### EXERCISE BRIEF
Reproduce all the lines exactly as they stand, apart from the pictures.

[Begin RECORDS FOR PROCESSING]

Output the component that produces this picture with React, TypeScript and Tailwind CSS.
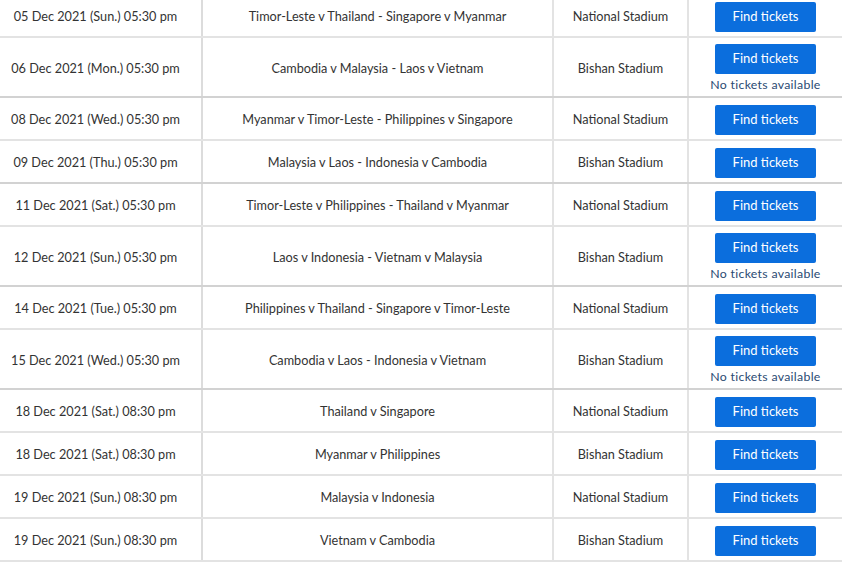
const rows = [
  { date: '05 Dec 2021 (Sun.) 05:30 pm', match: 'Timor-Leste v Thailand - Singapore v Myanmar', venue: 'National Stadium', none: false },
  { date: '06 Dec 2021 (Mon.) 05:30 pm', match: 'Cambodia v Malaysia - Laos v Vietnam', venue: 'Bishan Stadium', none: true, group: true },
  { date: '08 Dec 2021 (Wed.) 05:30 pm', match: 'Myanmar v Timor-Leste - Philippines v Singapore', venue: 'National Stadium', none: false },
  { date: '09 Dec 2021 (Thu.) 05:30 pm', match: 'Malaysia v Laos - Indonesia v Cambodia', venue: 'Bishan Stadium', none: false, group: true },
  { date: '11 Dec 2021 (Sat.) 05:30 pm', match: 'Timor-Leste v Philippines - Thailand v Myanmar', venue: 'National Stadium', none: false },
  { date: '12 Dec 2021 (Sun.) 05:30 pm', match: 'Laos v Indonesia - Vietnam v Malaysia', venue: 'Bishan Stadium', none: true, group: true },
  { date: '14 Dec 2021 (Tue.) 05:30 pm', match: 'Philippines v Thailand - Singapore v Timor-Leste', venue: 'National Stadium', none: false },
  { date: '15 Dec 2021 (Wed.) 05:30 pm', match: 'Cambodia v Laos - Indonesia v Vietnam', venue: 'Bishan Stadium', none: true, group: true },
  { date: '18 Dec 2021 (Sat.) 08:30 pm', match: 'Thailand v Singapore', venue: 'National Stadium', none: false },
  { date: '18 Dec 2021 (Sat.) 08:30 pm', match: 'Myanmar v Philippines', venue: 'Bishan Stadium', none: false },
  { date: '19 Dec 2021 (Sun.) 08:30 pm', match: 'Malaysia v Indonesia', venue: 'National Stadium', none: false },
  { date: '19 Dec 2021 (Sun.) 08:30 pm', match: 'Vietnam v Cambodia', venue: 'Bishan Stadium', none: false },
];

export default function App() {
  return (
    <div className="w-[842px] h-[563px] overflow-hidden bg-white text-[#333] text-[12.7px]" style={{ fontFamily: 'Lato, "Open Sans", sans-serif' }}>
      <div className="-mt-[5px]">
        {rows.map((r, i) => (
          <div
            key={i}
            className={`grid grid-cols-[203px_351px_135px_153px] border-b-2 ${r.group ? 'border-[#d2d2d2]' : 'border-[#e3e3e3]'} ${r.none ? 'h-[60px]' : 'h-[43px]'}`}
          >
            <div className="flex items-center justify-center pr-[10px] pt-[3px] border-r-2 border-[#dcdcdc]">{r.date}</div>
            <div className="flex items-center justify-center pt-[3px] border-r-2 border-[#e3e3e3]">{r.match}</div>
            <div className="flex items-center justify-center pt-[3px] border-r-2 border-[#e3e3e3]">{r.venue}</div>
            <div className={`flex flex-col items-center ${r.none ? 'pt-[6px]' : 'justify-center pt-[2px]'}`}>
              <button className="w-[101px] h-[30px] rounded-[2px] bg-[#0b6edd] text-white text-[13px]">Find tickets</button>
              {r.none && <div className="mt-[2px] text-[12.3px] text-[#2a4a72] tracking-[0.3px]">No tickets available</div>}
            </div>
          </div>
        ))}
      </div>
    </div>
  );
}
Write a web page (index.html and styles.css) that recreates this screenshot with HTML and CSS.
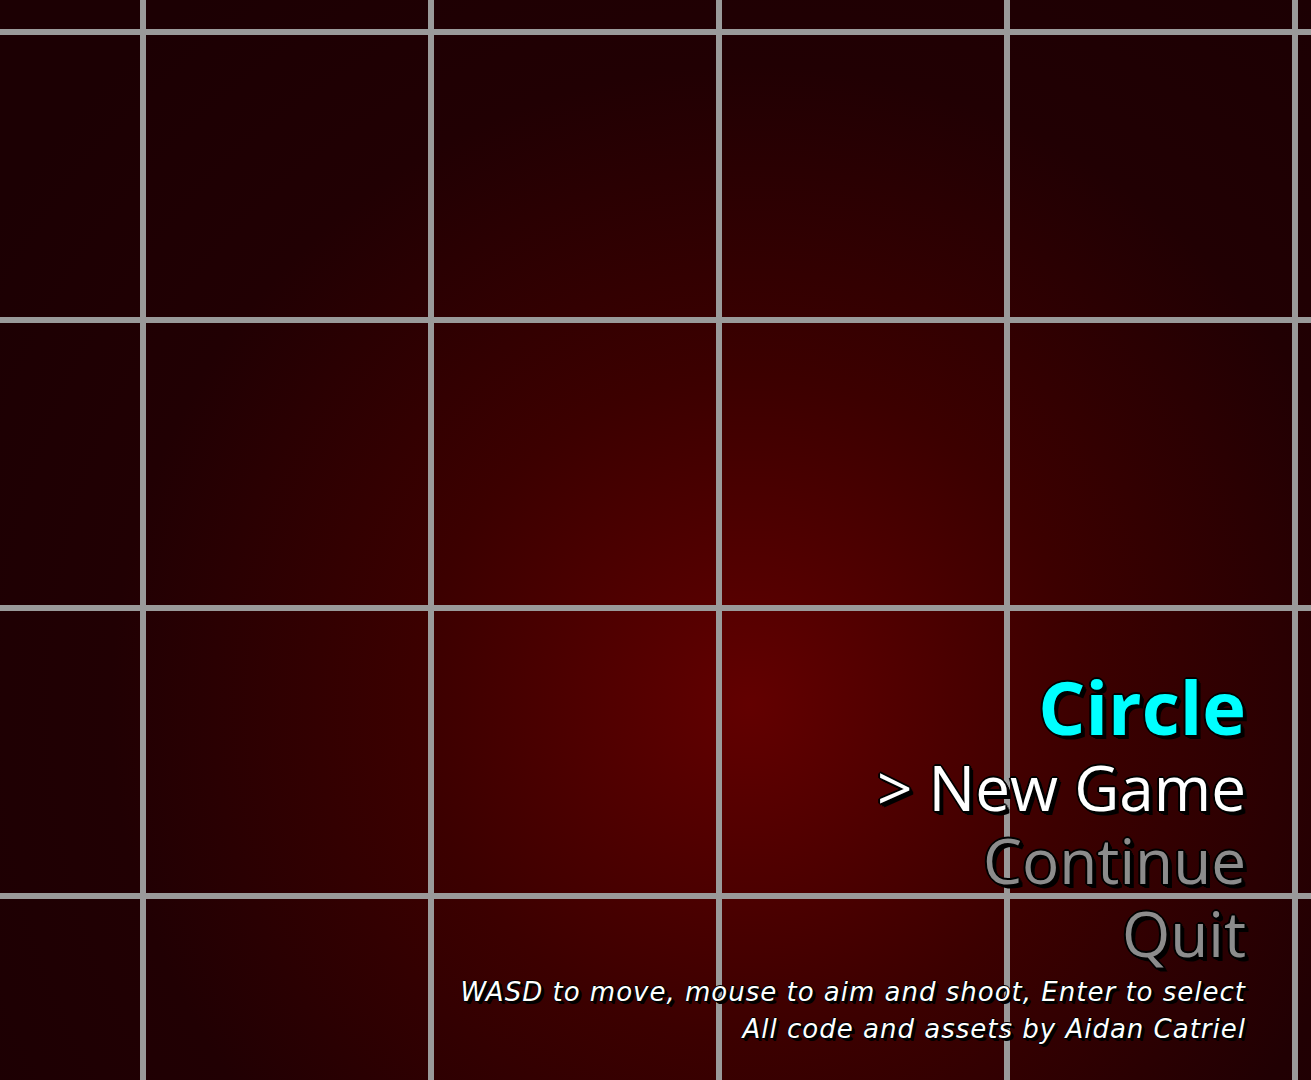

[End RECORDS FOR PROCESSING]

### SOLUTION BELOW
Output the component that produces this picture with React, TypeScript and Tailwind CSS.
const rows = [
  { date: '05 Dec 2021 (Sun.) 05:30 pm', match: 'Timor-Leste v Thailand - Singapore v Myanmar', venue: 'National Stadium', none: false },
  { date: '06 Dec 2021 (Mon.) 05:30 pm', match: 'Cambodia v Malaysia - Laos v Vietnam', venue: 'Bishan Stadium', none: true, group: true },
  { date: '08 Dec 2021 (Wed.) 05:30 pm', match: 'Myanmar v Timor-Leste - Philippines v Singapore', venue: 'National Stadium', none: false },
  { date: '09 Dec 2021 (Thu.) 05:30 pm', match: 'Malaysia v Laos - Indonesia v Cambodia', venue: 'Bishan Stadium', none: false, group: true },
  { date: '11 Dec 2021 (Sat.) 05:30 pm', match: 'Timor-Leste v Philippines - Thailand v Myanmar', venue: 'National Stadium', none: false },
  { date: '12 Dec 2021 (Sun.) 05:30 pm', match: 'Laos v Indonesia - Vietnam v Malaysia', venue: 'Bishan Stadium', none: true, group: true },
  { date: '14 Dec 2021 (Tue.) 05:30 pm', match: 'Philippines v Thailand - Singapore v Timor-Leste', venue: 'National Stadium', none: false },
  { date: '15 Dec 2021 (Wed.) 05:30 pm', match: 'Cambodia v Laos - Indonesia v Vietnam', venue: 'Bishan Stadium', none: true, group: true },
  { date: '18 Dec 2021 (Sat.) 08:30 pm', match: 'Thailand v Singapore', venue: 'National Stadium', none: false },
  { date: '18 Dec 2021 (Sat.) 08:30 pm', match: 'Myanmar v Philippines', venue: 'Bishan Stadium', none: false },
  { date: '19 Dec 2021 (Sun.) 08:30 pm', match: 'Malaysia v Indonesia', venue: 'National Stadium', none: false },
  { date: '19 Dec 2021 (Sun.) 08:30 pm', match: 'Vietnam v Cambodia', venue: 'Bishan Stadium', none: false },
];

export default function App() {
  return (
    <div className="w-[842px] h-[563px] overflow-hidden bg-white text-[#333] text-[12.7px]" style={{ fontFamily: 'Lato, "Open Sans", sans-serif' }}>
      <div className="-mt-[5px]">
        {rows.map((r, i) => (
          <div
            key={i}
            className={`grid grid-cols-[203px_351px_135px_153px] border-b-2 ${r.group ? 'border-[#d2d2d2]' : 'border-[#e3e3e3]'} ${r.none ? 'h-[60px]' : 'h-[43px]'}`}
          >
            <div className="flex items-center justify-center pr-[10px] pt-[3px] border-r-2 border-[#dcdcdc]">{r.date}</div>
            <div className="flex items-center justify-center pt-[3px] border-r-2 border-[#e3e3e3]">{r.match}</div>
            <div className="flex items-center justify-center pt-[3px] border-r-2 border-[#e3e3e3]">{r.venue}</div>
            <div className={`flex flex-col items-center ${r.none ? 'pt-[6px]' : 'justify-center pt-[2px]'}`}>
              <button className="w-[101px] h-[30px] rounded-[2px] bg-[#0b6edd] text-white text-[13px]">Find tickets</button>
              {r.none && <div className="mt-[2px] text-[12.3px] text-[#2a4a72] tracking-[0.3px]">No tickets available</div>}
            </div>
          </div>
        ))}
      </div>
    </div>
  );
}
Write a web page (index.html and styles.css) that recreates this screenshot with HTML and CSS.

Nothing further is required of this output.